Phil Johnson, Independent On Sunday
 
Electronic soundscapes blended with acoustic instruments are becoming ever more sophisticated, and this engaging album by three outstanding Norwegian musicians is extraordinarily successful. The name of Jøkleba is derived from the surnames of the musicians: trumpeter and singer Per Jørgensen (who also plays kalimba and flute), pianists and electronic sounds creator Jon Balke, and percussionist Audun Kleive, who also contributes electronic elements to the recording. […] All the tracks are credited as being composed by all three players, but (as is so often the case with contemporary music) it is difficult to tell where written composition gives way to free improvising. What matters is that the creative talent of these players has created an album of absorbing, cohesive performances.
John Watson, Jazz Camera
 
While there are jazzlike passages like the graceful ‘The Nightwood’; subtly percussive and rhythmic episodes like ‘One Flew Over’; and Balke continues to be a master of the selective keyboard intervention. Jokleba’s music is probably best suited to free-improv listeners, but its meticulous detailing and musicality do have an eerie seductiveness that reaches way outside that loop.
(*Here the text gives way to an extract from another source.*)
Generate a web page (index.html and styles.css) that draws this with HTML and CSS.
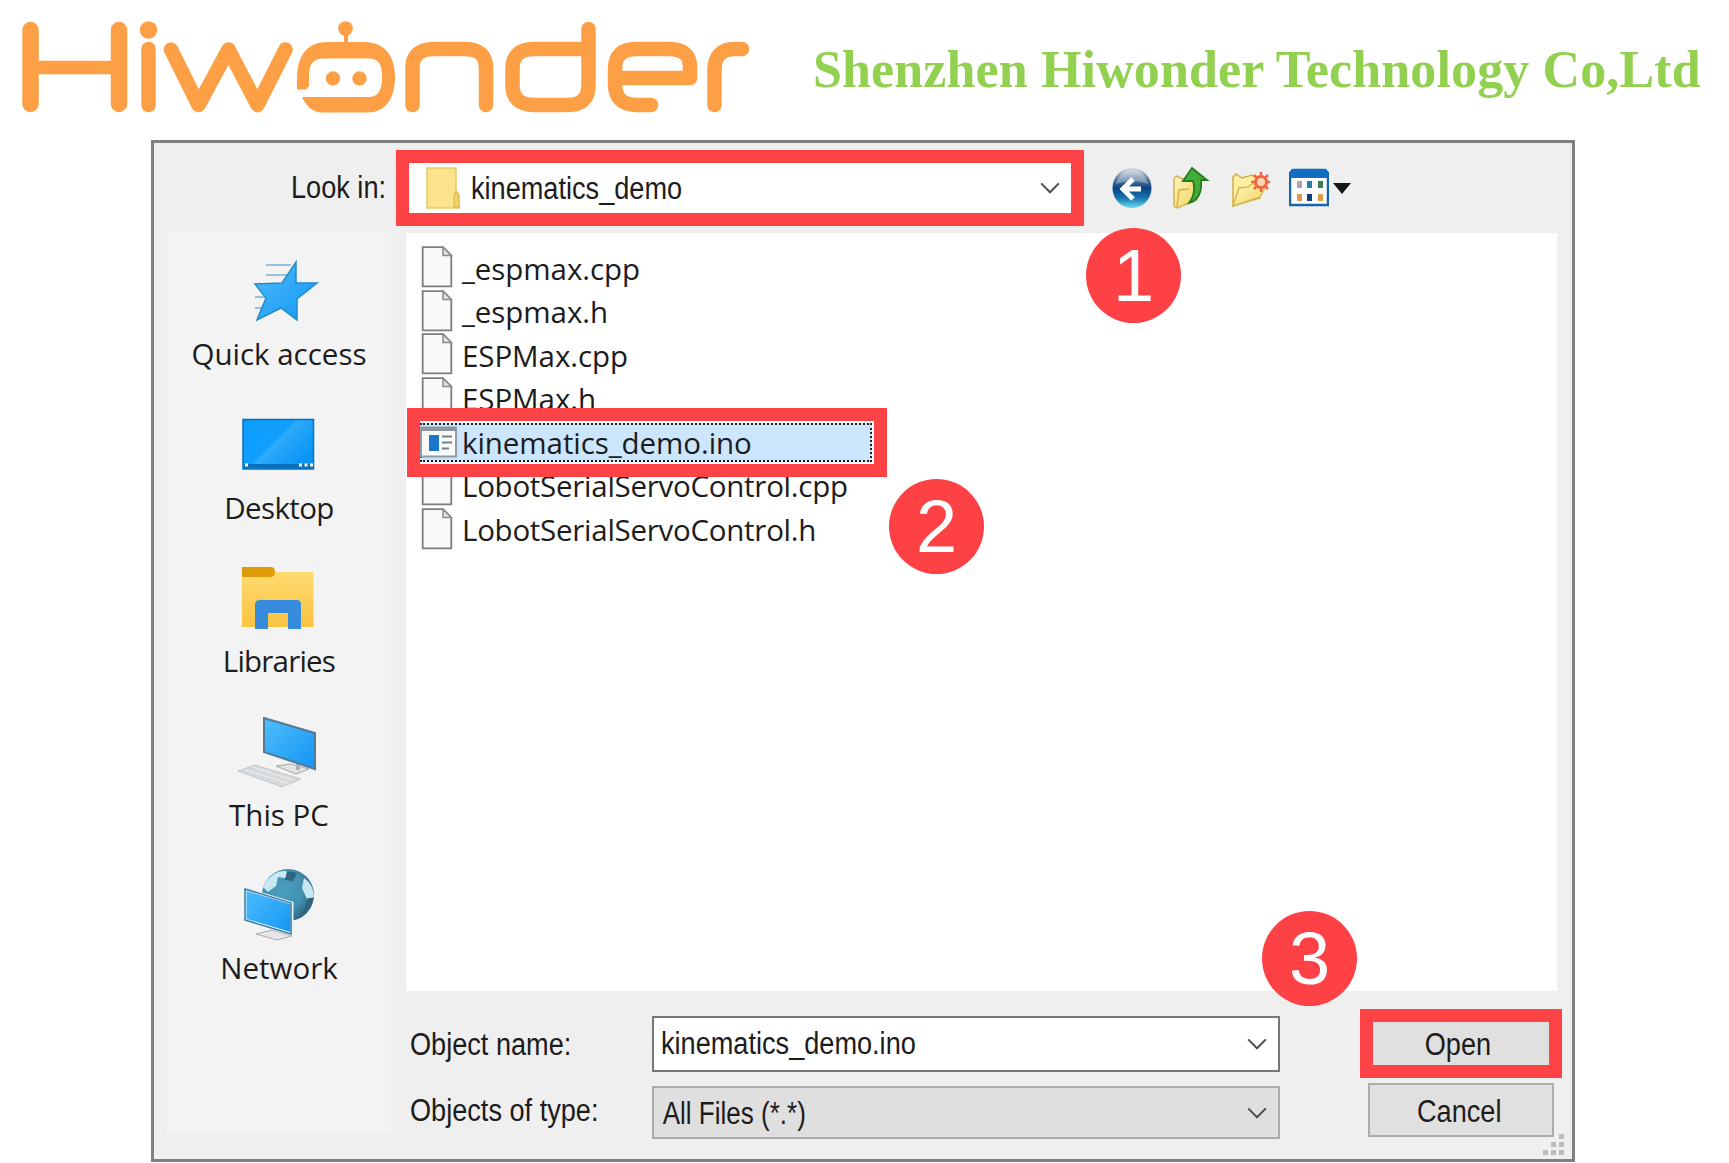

John Fordham, The Guardian
 
Jøkleba conjures up a delicately sparse collective sound canvas of pointillist textures, eastern-sounding drones, abstract cinematic soundscapes and fragmented percussive grooves. The effect can often be mesmerizing.
Selwyn Harris, Jazzwise
 
Dealing with pulse, texture and a very dark tonal palette, its free improvisations are so unlike the better-known solo projects of this esteemed trio of collaborators that a few words of caution, or a substantial slug of absinthe, may be required before taking the plunge […] ‘Outland’ certainly needs perseverance. It’s expressionistic, impulsive, forbidding, disorienting but beguilingly beautiful. Stick with it and you will be rewarded in spades.
Fred Grand, Jazz Journal
The acronym derives from their surnames. Since 1990, when its members came together in trio, ‘Jøkleba’ has signalled a process rather than a band of clear-cut stylistic identity. Jøkleba’s unpredictability is its calling card. The present disc is the fifth Jøkleba album, but the first for ECM, and finds old friends Jørgensen, Balke and Kleive working with pulse and colour and texture in collective music-making, emphasizing electronics, trumpet and voice, in freely created pieces which hint at relationships between inspiration and instability. Booklet art by Adolf Wölfli, disturbed painter of idiosyncratic genius, already raises questions about the singularity of artistic vision. Track titles make reference to writings by Sylvia Plath, Laura Restrepo, Sadegh Hedayat, Guy de Maupassant, Djuna Barnes, Malcolm Lowry, and Ken Kesey, in particular to books which deal with the disintegration of identity, “the human mind when it gets lost”, as Jon Balke puts it. All three musicians have recorded prolifically for ECM in a wide variety of contexts, but the particular chemistry of Jøkleba is unique unto itself.

Outland was recorded at Oslo’s Rainbow Studio, and produced by Jøkleba.